In this Python tutorial, we’ll go over web scraping using Scrapy
— and we’ll work through a sample e-commerce website scraping project. By 2025 the internet will grow to more than 175 zetabytes of data. Unfortunately, a large portion of it is unstructured and not machine-readable. This means that you can access the data through websites and, technically speaking, in the form of HTML pages. Is there an easier way to not just access this web data but also download it in a structured format so it becomes machine-readable and ready to gain insights? This is where web scraping and Scrapy can help you! Web scraping is the process of extracting structured data from websites. Scrapy, being one of the most popular web scraping frameworks, is a great choice if you want to learn how to scrape data from the web.
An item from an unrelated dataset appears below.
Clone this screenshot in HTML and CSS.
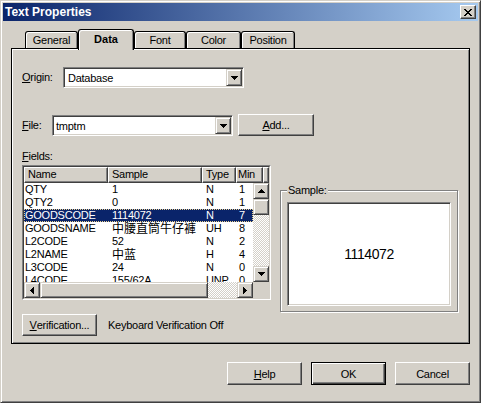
FILE: index.html
```html
<!DOCTYPE html>
<html>
<head>
<meta charset="utf-8">
<title>Text Properties</title>
<link rel="stylesheet" href="styles.css">
</head>
<body>
<div class="window">
  <div class="titlebar">
    <span class="title">Text Properties</span>
    <span class="close"><svg width="8" height="7" viewBox="0 0 8 7" shape-rendering="crispEdges"><path d="M0 0h2v1H0zM6 0h2v1H6zM1 1h2v1H1zM5 1h2v1H5zM2 2h4v1H2zM3 3h2v1H3zM2 4h4v1H2zM1 5h2v1H1zM5 5h2v1H5zM0 6h2v1H0zM6 6h2v1H6z" fill="#000"/></svg></span>
  </div>
  <div class="tabs">
    <div class="tab w-general">General</div>
    <div class="tab tab-active w-data">Data</div>
    <div class="tab w-font">Font</div>
    <div class="tab w-color">Color</div>
    <div class="tab w-position">Position</div>
  </div>
  <div class="panel">
    <div class="row row-origin">
      <span class="lbl lbl-origin"><u>O</u>rigin:</span>
      <div class="combo"><span class="combo-text">Database</span><span class="drop"><svg width="7" height="4" viewBox="0 0 7 4" shape-rendering="crispEdges"><path d="M0 0h7v1H6v1H5v1H4v1H3V3H2V2H1V1H0z" fill="#000"/></svg></span></div>
    </div>
    <div class="row row-file">
      <span class="lbl lbl-file"><u>F</u>ile:</span>
      <div class="combo combo-file"><span class="combo-text">tmptm</span><span class="drop"><svg width="7" height="4" viewBox="0 0 7 4" shape-rendering="crispEdges"><path d="M0 0h7v1H6v1H5v1H4v1H3V3H2V2H1V1H0z" fill="#000"/></svg></span></div>
      <div class="btn btn-add"><u>A</u>dd...</div>
    </div>
    <div class="lower">
      <div class="left-col">
        <div class="fields-lbl"><u>F</u>ields:</div>
        <div class="list">
          <div class="list-inner">
            <div class="hdr">
              <div class="hcell">Name</div>
              <div class="hcell">Sample</div>
              <div class="hcell">Type</div>
              <div class="hcell hcell-min">Min</div>
              <div class="hcell"></div>
            </div>
            <div class="list-body">
              <div class="rows">
                <div class="lrow"><span class="c1">QTY</span><span class="c2">1</span><span class="c3">N</span><span class="c4">1</span></div>
                <div class="lrow"><span class="c1">QTY2</span><span class="c2">0</span><span class="c3">N</span><span class="c4">1</span></div>
                <div class="lrow lrow-sel"><span class="c1">GOODSCODE</span><span class="c2">1114072</span><span class="c3">N</span><span class="c4">7</span></div>
                <div class="lrow"><span class="c1">GOODSNAME</span><span class="c2"><span class="cjk">中腰直筒牛仔褲</span></span><span class="c3">UH</span><span class="c4">8</span></div>
                <div class="lrow"><span class="c1">L2CODE</span><span class="c2">52</span><span class="c3">N</span><span class="c4">2</span></div>
                <div class="lrow"><span class="c1">L2NAME</span><span class="c2"><span class="cjk">中蓝</span></span><span class="c3">H</span><span class="c4">4</span></div>
                <div class="lrow"><span class="c1">L3CODE</span><span class="c2">24</span><span class="c3">N</span><span class="c4">0</span></div>
                <div class="lrow"><span class="c1">L4CODE</span><span class="c2">155/62A</span><span class="c3">UNP</span><span class="c4">0</span></div>
              </div>
              <div class="vscroll">
                <div class="sbtn"><svg width="7" height="4" viewBox="0 0 7 4" shape-rendering="crispEdges"><path d="M3 0h1v1h1v1h1v1h1v1H0V3h1V2h1V1h1z" fill="#000"/></svg></div>
                <div class="sthumb vthumb"></div>
                <div class="strack"></div>
                <div class="sbtn"><svg width="7" height="4" viewBox="0 0 7 4" shape-rendering="crispEdges"><path d="M0 0h7v1H6v1H5v1H4v1H3V3H2V2H1V1H0z" fill="#000"/></svg></div>
              </div>
              <div class="hscroll">
                <div class="sbtn"><svg width="4" height="7" viewBox="0 0 4 7" shape-rendering="crispEdges"><path d="M3 0h1v7H3V6H2V5H1V4H0V3h1V2h1V1h1z" fill="#000"/></svg></div>
                <div class="sthumb hthumb"></div>
                <div class="strack"></div>
                <div class="sbtn"><svg width="4" height="7" viewBox="0 0 4 7" shape-rendering="crispEdges"><path d="M0 0h1v1h1v1h1v1h1v1H3v1H2v1H1v1H0z" fill="#000"/></svg></div>
              </div>
              <div class="corner"></div>
            </div>
          </div>
        </div>
        <div class="verif-row">
          <div class="btn btn-verif"><u>V</u>erification...</div>
          <span class="verif-text">Keyboard Verification Off</span>
        </div>
      </div>
      <div class="group">
        <span class="group-title">Sample:</span>
        <div class="sample-box">1114072</div>
      </div>
    </div>
  </div>
  <div class="buttons">
    <div class="btn btn-dlg"><u>H</u>elp</div>
    <div class="btn btn-dlg btn-default">OK</div>
    <div class="btn btn-dlg">Cancel</div>
  </div>
</div>
</body>
</html>
```

FILE: styles.css
```css
* { box-sizing: border-box; }
html, body { margin: 0; padding: 0; }
body {
  width: 481px;
  height: 403px;
  background: #d4d0c8;
  font-family: "Liberation Sans", Arial, sans-serif;
  font-size: 11px;
  letter-spacing: -0.25px;
  color: #000;
  overflow: hidden;
}
u { text-decoration: underline; text-underline-offset: 1px; }

.window {
  width: 481px;
  height: 403px;
  border: 1px solid;
  border-color: #d4d0c8 #404040 #404040 #d4d0c8;
  padding: 2px;
  box-shadow: inset 1px 1px 0 #fff, inset -1px -1px 0 #808080;
  display: flex;
  flex-direction: column;
}

.titlebar {
  height: 18px;
  flex: none;
  background: linear-gradient(to right, #0a246a, #a6caf0);
  display: flex;
  align-items: center;
  justify-content: space-between;
  padding: 0 2px 0 2px;
}
.title {
  color: #fff;
  font-weight: bold;
  font-size: 12px;
  letter-spacing: 0;
}
.close {
  width: 16px;
  height: 14px;
  background: #d4d0c8;
  border: 1px solid;
  border-color: #fff #404040 #404040 #fff;
  box-shadow: inset -1px -1px 0 #808080;
  display: flex;
  align-items: center;
  justify-content: center;
}

.tabs {
  flex: none;
  height: 19px;
  margin: 8px 0 0 22px;
  display: flex;
  align-items: flex-end;
}
.tab {
  height: 17px;
  border: 1px solid #000;
  border-bottom: none;
  border-radius: 3px 3px 0 0;
  box-shadow: inset 1px 1px 0 #fff, inset -1px 0 0 #808080;
  display: flex;
  align-items: center;
  justify-content: center;
  background: #d4d0c8;
}
.tab-active {
  height: 21px;
  margin-bottom: -2px;
  padding-bottom: 2px;
  position: relative;
  z-index: 2;
  font-weight: bold;
  letter-spacing: 0;
}
.w-general { width: 53px; }
.w-data { width: 56px; }
.w-font { width: 52px; }
.w-color { width: 55px; }
.w-position { width: 54px; }

.panel {
  flex: none;
  height: 296px;
  margin: 0 8px;
  border: 1px solid #000;
  box-shadow: inset 1px 1px 0 #fff, inset -1px -1px 0 #808080;
  padding: 1px 0 0 10px;
}

.row { display: flex; }
.row-origin {
  margin-top: 17px;
  height: 21px;
  align-items: center;
}
.row-file {
  margin-top: 26px;
  height: 23px;
  align-items: flex-start;
}
.lbl { line-height: 13px; }
.lbl-origin { width: 41px; }
.lbl-file { width: 30px; margin-top: 5px; }

.combo {
  width: 181px;
  height: 21px;
  background: #fff;
  border: 1px solid;
  border-color: #808080 #fff #fff #808080;
  box-shadow: inset 1px 1px 0 #404040, inset -1px -1px 0 #d4d0c8;
  display: flex;
  align-items: center;
  justify-content: space-between;
  padding: 1px;
}
.combo-file { margin-top: 1px; }
.combo-text { padding-left: 3px; }
.combo-file .combo-text { padding-left: 2px; }
.drop {
  width: 16px;
  height: 17px;
  background: #d4d0c8;
  border: 1px solid;
  border-color: #d4d0c8 #404040 #404040 #d4d0c8;
  box-shadow: inset 1px 1px 0 #fff, inset -1px -1px 0 #808080;
  display: flex;
  align-items: center;
  justify-content: center;
}

.btn {
  background: #d4d0c8;
  border: 1px solid;
  border-color: #fff #404040 #404040 #fff;
  box-shadow: inset -1px -1px 0 #808080;
  display: flex;
  align-items: center;
  justify-content: center;
}
.btn-add {
  width: 76px;
  height: 22px;
  margin-left: 5px;
}

.lower { display: flex; }
.left-col { width: 249px; flex: none; }
.fields-lbl {
  margin-top: 13px;
  line-height: 13px;
  height: 13px;
  margin-bottom: 2px;
}

.list {
  width: 249px;
  height: 135px;
  border: 1px solid;
  border-color: #808080 #fff #fff #808080;
}
.list-inner {
  width: 100%;
  height: 100%;
  border: 1px solid;
  border-color: #404040 #d4d0c8 #d4d0c8 #404040;
  background: #fff;
  display: flex;
  flex-direction: column;
}
.hdr {
  height: 16px;
  flex: none;
  display: grid;
  grid-template-columns: 84px 94px 34px 27px 6px;
}
.hcell {
  background: #d4d0c8;
  border: 1px solid;
  border-color: #fff #404040 #404040 #fff;
  box-shadow: inset -1px -1px 0 #808080;
  line-height: 13px;
  padding-left: 3px;
  overflow: hidden;
  white-space: nowrap;
}
.hcell-min { padding-left: 1px; }

.list-body {
  flex: 1;
  display: grid;
  grid-template-columns: 229px 16px;
  grid-template-rows: 99px 16px;
}
.rows { overflow: hidden; }
.lrow {
  width: 229px;
  height: 13px;
  line-height: 13px;
  display: grid;
  grid-template-columns: 84px 94px 34px 17px;
  white-space: nowrap;
  overflow: hidden;
}
.c1 { padding-left: 1px; }
.c2 { padding-left: 4px; }
.c3 { padding-left: 4px; }
.c4 { padding-left: 3px; }
.cjk {
  font-family: "Noto Sans CJK TC", "Noto Sans CJK SC", sans-serif;
  font-size: 12px;
  letter-spacing: 0;
  line-height: 11px;
  vertical-align: -1px;
}
.lrow-sel {
  background: #0a246a;
  color: #fff;
  outline: 1px dotted #e8d090;
  outline-offset: -1px;
}

.vscroll {
  display: flex;
  flex-direction: column;
}
.hscroll {
  display: flex;
}
.sbtn {
  width: 16px;
  height: 16px;
  flex: none;
  background: #d4d0c8;
  border: 1px solid;
  border-color: #d4d0c8 #404040 #404040 #d4d0c8;
  box-shadow: inset 1px 1px 0 #fff, inset -1px -1px 0 #808080;
  display: flex;
  align-items: center;
  justify-content: center;
}
.sthumb {
  flex: none;
  background: #d4d0c8;
  border: 1px solid;
  border-color: #d4d0c8 #404040 #404040 #d4d0c8;
  box-shadow: inset 1px 1px 0 #fff, inset -1px -1px 0 #808080;
}
.vthumb { width: 16px; height: 16px; }
.hthumb { width: 168px; height: 16px; }
.strack {
  flex: 1;
  background-color: #fff;
  background-image: repeating-conic-gradient(#d4d0c8 0% 25%, #fff 0% 50%);
  background-size: 2px 2px;
}
.corner { background: #d4d0c8; }

.verif-row {
  margin-top: 14px;
  display: flex;
  align-items: center;
  height: 22px;
}
.btn-verif { width: 75px; height: 22px; }
.verif-text { margin-left: 11px; }

.group {
  position: relative;
  width: 178px;
  height: 122px;
  margin: 53px 0 0 9px;
  border: 1px solid #808080;
  box-shadow: 1px 1px 0 #fff, inset 1px 1px 0 #fff;
}
.group-title {
  position: absolute;
  top: -7px;
  left: 6px;
  padding: 0 1px;
  line-height: 13px;
  background: #d4d0c8;
}
.sample-box {
  width: 164px;
  height: 104px;
  margin: 11px 0 0 6px;
  background: #fff;
  border: 1px solid;
  border-color: #808080 #fff #fff #808080;
  box-shadow: inset 1px 1px 0 #404040, inset -1px -1px 0 #d4d0c8;
  display: flex;
  align-items: center;
  justify-content: center;
  font-size: 14px;
  letter-spacing: -0.4px;
}

.buttons {
  flex: none;
  margin-top: 18px;
  display: flex;
  justify-content: flex-end;
  gap: 9px;
  padding-right: 8px;
}
.btn-dlg { width: 75px; height: 23px; }
.btn-default {
  border: 1px solid #000;
  box-shadow: inset 1px 1px 0 #fff, inset -1px -1px 0 #404040, inset -2px -2px 0 #808080;
}
```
In this tutorial, you’ll learn how to get started with Scrapy and you’ll also implement an example project to scrape an e-commerce website. Let’s get started!
Prerequisites
To complete this tutorial, you need to have Python installed on your system and it’s recommended to have a basic knowledge of coding in Python.
Installing Scrapy
In order to use Scrapy, you need to install it. Luckily, there’s a very easy way to do it via pip. You can use pip install scrapy
to install Scrapy. You can also find other installation options in the Scrapy docs. It’s recommended to install Scrapy within a Python virtual environment.
virtualenv env
source env/bin/activate
pip install scrapy
Scrapy Project Structure
Whenever you create a new Scrapy project you need to use a specific file structure to make sure Scrapy knows where to look for each of its modules. Luckily, Scrapy has a handy command that can help you create an empty Scrapy project with all the modules of Scrapy:
scrapy startproject bookscraper
If you run this command, this creates a new Scrapy project – based on a template – that looks like this:
📦bookscraper ┣ 📂bookscraper ┃ ┣ 📂spiders ┃ ┃ ┗ 📜bookscraper.py ┃ ┣ 📜items.py ┃ ┣ 📜middlewares.py ┃ ┣ 📜pipelines.py ┃ ┗ 📜settings.py ┗ 📜scrapy.cfg
This is a typical Scrapy project file structure. Let’s quickly examine these files and folders on a high level so you understand what each of the elements does:
- spiders folder: This folder contains all of our future Scrapy spider files that extract the data.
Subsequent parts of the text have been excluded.